* PROBLEM DESCRIPTION
Pictures within the data are to be left out; everything else must be reproduced exactly.

* DATA EXTRACT
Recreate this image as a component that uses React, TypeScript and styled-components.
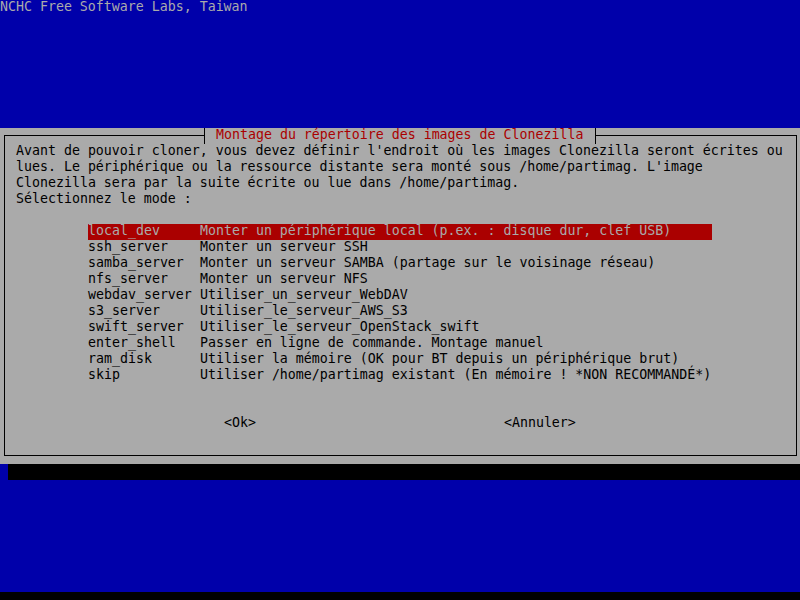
import styled, { createGlobalStyle } from "styled-components";

const BLUE = "#0000aa";
const GRAY = "#aaaaaa";
const RED = "#aa0000";
const CELL = 8;
const ROW = 16;

const GlobalStyle = createGlobalStyle`
  html, body {
    margin: 0;
    padding: 0;
    background: #000;
  }
  body {
    font-family: "DejaVu Sans Mono", "Liberation Mono", monospace;
    font-size: 13.288px;
  }
`;

const items = [
  ["local_dev", "Monter un périphérique local (p.ex. : disque dur, clef USB)"],
  ["ssh_server", "Monter un serveur SSH"],
  ["samba_server", "Monter un serveur SAMBA (partage sur le voisinage réseau)"],
  ["nfs_server", "Monter un serveur NFS"],
  ["webdav_server", "Utiliser_un_serveur_WebDAV"],
  ["s3_server", "Utiliser_le_serveur_AWS_S3"],
  ["swift_server", "Utiliser_le_serveur_OpenStack_swift"],
  ["enter_shell", "Passer en ligne de commande. Montage manuel"],
  ["ram_disk", "Utiliser la mémoire (OK pour BT depuis un périphérique brut)"],
  ["skip", "Utiliser /home/partimag existant (En mémoire ! *NON RECOMMANDÉ*)"],
];

const message = [
  "Avant de pouvoir cloner, vous devez définir l'endroit où les images Clonezilla seront écrites ou",
  "lues. Le périphérique ou la ressource distante sera monté sous /home/partimag. L'image",
  "Clonezilla sera par la suite écrite ou lue dans /home/partimag.",
  "Sélectionnez le mode :",
];

const App = () => {
  return (
    <Screen>
      <GlobalStyle />
      <Desktop>
        <Backtitle>NCHC Free Software Labs, Taiwan</Backtitle>

        <Dialog>
          <Frame>
            <TitleBar>
              <Tee $side="left" />
              <TitleText>Montage du répertoire des images de Clonezilla</TitleText>
              <Tee $side="right" />
            </TitleBar>

            <Message>
              {message.map((line) => (
                <Line key={line}>{line}</Line>
              ))}
            </Message>

            <Menu>
              {items.map(([tag, desc], i) => (
                <MenuItem key={tag} $selected={i === 0}>
                  <Tag>{tag}</Tag>
                  <Line>{desc}</Line>
                </MenuItem>
              ))}
            </Menu>

            <Buttons>
              <Button>&lt;Ok&gt;</Button>
              <Button>&lt;Annuler&gt;</Button>
            </Buttons>
          </Frame>
        </Dialog>
        <Shadow />
      </Desktop>
    </Screen>
  );
};

export default App;

const Screen = styled.div`
  width: 800px;
  height: 600px;
  background: #000;
  overflow: hidden;
`;

const Desktop = styled.div`
  height: ${37 * ROW}px;
  background: ${BLUE};
  display: flex;
  flex-direction: column;
`;

// line-height below the row height keeps underscores inside the cell
const Line = styled.div`
  height: ${ROW}px;
  line-height: 14px;
  white-space: pre;
`;

const Backtitle = styled(Line)`
  color: ${GRAY};
  margin-bottom: ${7 * ROW}px;
`;

const Dialog = styled.div`
  height: ${21 * ROW}px;
  box-sizing: border-box;
  background: ${GRAY};
  color: #000;
  padding: 7px 3px 8px 4px;
  display: flex;
`;

const Frame = styled.div`
  position: relative;
  flex: 1;
  border: 1px solid #000;
  padding: 8px 0 0 11px;
  display: flex;
  flex-direction: column;
`;

const TitleBar = styled.div`
  position: absolute;
  top: -8px;
  left: ${25 * CELL - 5}px;
  height: ${ROW}px;
  display: flex;
`;

const Tee = styled.div<{ $side: "left" | "right" }>`
  width: ${CELL}px;
  height: ${ROW}px;
  background: ${(p) =>
    p.$side === "left"
      ? `linear-gradient(to right, transparent 0 4px, #000 4px 5px, ${GRAY} 5px 8px)`
      : `linear-gradient(to right, ${GRAY} 0 4px, #000 4px 5px, transparent 5px 8px)`};
`;

const TitleText = styled(Line)`
  background: ${GRAY};
  color: ${RED};
  padding: 0 ${CELL}px;
`;

const Message = styled.div`
  margin-bottom: ${ROW}px;
`;

const Menu = styled.div`
  width: ${78 * CELL}px;
  margin-left: ${9 * CELL}px;
  margin-bottom: ${2 * ROW}px;
`;

const MenuItem = styled.div<{ $selected?: boolean }>`
  display: flex;
  height: ${ROW}px;
  background: ${(p) => (p.$selected ? RED : "transparent")};
  color: ${(p) => (p.$selected ? GRAY : "#000")};
`;

const Tag = styled(Line)`
  width: ${14 * CELL}px;
  flex-shrink: 0;
`;

const Buttons = styled.div`
  display: flex;
  gap: ${31 * CELL}px;
  padding-left: ${26 * CELL}px;
`;

const Button = styled(Line)``;

const Shadow = styled.div`
  height: ${ROW}px;
  margin-left: ${CELL}px;
  background: #000;
`;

* COMPLETED EXERCISE
Recreate this image as a component that uses React, TypeScript and styled-components.
import styled, { createGlobalStyle } from "styled-components";

const BLUE = "#0000aa";
const GRAY = "#aaaaaa";
const RED = "#aa0000";
const CELL = 8;
const ROW = 16;

const GlobalStyle = createGlobalStyle`
  html, body {
    margin: 0;
    padding: 0;
    background: #000;
  }
  body {
    font-family: "DejaVu Sans Mono", "Liberation Mono", monospace;
    font-size: 13.288px;
  }
`;

const items = [
  ["local_dev", "Monter un périphérique local (p.ex. : disque dur, clef USB)"],
  ["ssh_server", "Monter un serveur SSH"],
  ["samba_server", "Monter un serveur SAMBA (partage sur le voisinage réseau)"],
  ["nfs_server", "Monter un serveur NFS"],
  ["webdav_server", "Utiliser_un_serveur_WebDAV"],
  ["s3_server", "Utiliser_le_serveur_AWS_S3"],
  ["swift_server", "Utiliser_le_serveur_OpenStack_swift"],
  ["enter_shell", "Passer en ligne de commande. Montage manuel"],
  ["ram_disk", "Utiliser la mémoire (OK pour BT depuis un périphérique brut)"],
  ["skip", "Utiliser /home/partimag existant (En mémoire ! *NON RECOMMANDÉ*)"],
];

const message = [
  "Avant de pouvoir cloner, vous devez définir l'endroit où les images Clonezilla seront écrites ou",
  "lues. Le périphérique ou la ressource distante sera monté sous /home/partimag. L'image",
  "Clonezilla sera par la suite écrite ou lue dans /home/partimag.",
  "Sélectionnez le mode :",
];

const App = () => {
  return (
    <Screen>
      <GlobalStyle />
      <Desktop>
        <Backtitle>NCHC Free Software Labs, Taiwan</Backtitle>

        <Dialog>
          <Frame>
            <TitleBar>
              <Tee $side="left" />
              <TitleText>Montage du répertoire des images de Clonezilla</TitleText>
              <Tee $side="right" />
            </TitleBar>

            <Message>
              {message.map((line) => (
                <Line key={line}>{line}</Line>
              ))}
            </Message>

            <Menu>
              {items.map(([tag, desc], i) => (
                <MenuItem key={tag} $selected={i === 0}>
                  <Tag>{tag}</Tag>
                  <Line>{desc}</Line>
                </MenuItem>
              ))}
            </Menu>

            <Buttons>
              <Button>&lt;Ok&gt;</Button>
              <Button>&lt;Annuler&gt;</Button>
            </Buttons>
          </Frame>
        </Dialog>
        <Shadow />
      </Desktop>
    </Screen>
  );
};

export default App;

const Screen = styled.div`
  width: 800px;
  height: 600px;
  background: #000;
  overflow: hidden;
`;

const Desktop = styled.div`
  height: ${37 * ROW}px;
  background: ${BLUE};
  display: flex;
  flex-direction: column;
`;

// line-height below the row height keeps underscores inside the cell
const Line = styled.div`
  height: ${ROW}px;
  line-height: 14px;
  white-space: pre;
`;

const Backtitle = styled(Line)`
  color: ${GRAY};
  margin-bottom: ${7 * ROW}px;
`;

const Dialog = styled.div`
  height: ${21 * ROW}px;
  box-sizing: border-box;
  background: ${GRAY};
  color: #000;
  padding: 7px 3px 8px 4px;
  display: flex;
`;

const Frame = styled.div`
  position: relative;
  flex: 1;
  border: 1px solid #000;
  padding: 8px 0 0 11px;
  display: flex;
  flex-direction: column;
`;

const TitleBar = styled.div`
  position: absolute;
  top: -8px;
  left: ${25 * CELL - 5}px;
  height: ${ROW}px;
  display: flex;
`;

const Tee = styled.div<{ $side: "left" | "right" }>`
  width: ${CELL}px;
  height: ${ROW}px;
  background: ${(p) =>
    p.$side === "left"
      ? `linear-gradient(to right, transparent 0 4px, #000 4px 5px, ${GRAY} 5px 8px)`
      : `linear-gradient(to right, ${GRAY} 0 4px, #000 4px 5px, transparent 5px 8px)`};
`;

const TitleText = styled(Line)`
  background: ${GRAY};
  color: ${RED};
  padding: 0 ${CELL}px;
`;

const Message = styled.div`
  margin-bottom: ${ROW}px;
`;

const Menu = styled.div`
  width: ${78 * CELL}px;
  margin-left: ${9 * CELL}px;
  margin-bottom: ${2 * ROW}px;
`;

const MenuItem = styled.div<{ $selected?: boolean }>`
  display: flex;
  height: ${ROW}px;
  background: ${(p) => (p.$selected ? RED : "transparent")};
  color: ${(p) => (p.$selected ? GRAY : "#000")};
`;

const Tag = styled(Line)`
  width: ${14 * CELL}px;
  flex-shrink: 0;
`;

const Buttons = styled.div`
  display: flex;
  gap: ${31 * CELL}px;
  padding-left: ${26 * CELL}px;
`;

const Button = styled(Line)``;

const Shadow = styled.div`
  height: ${ROW}px;
  margin-left: ${CELL}px;
  background: #000;
`;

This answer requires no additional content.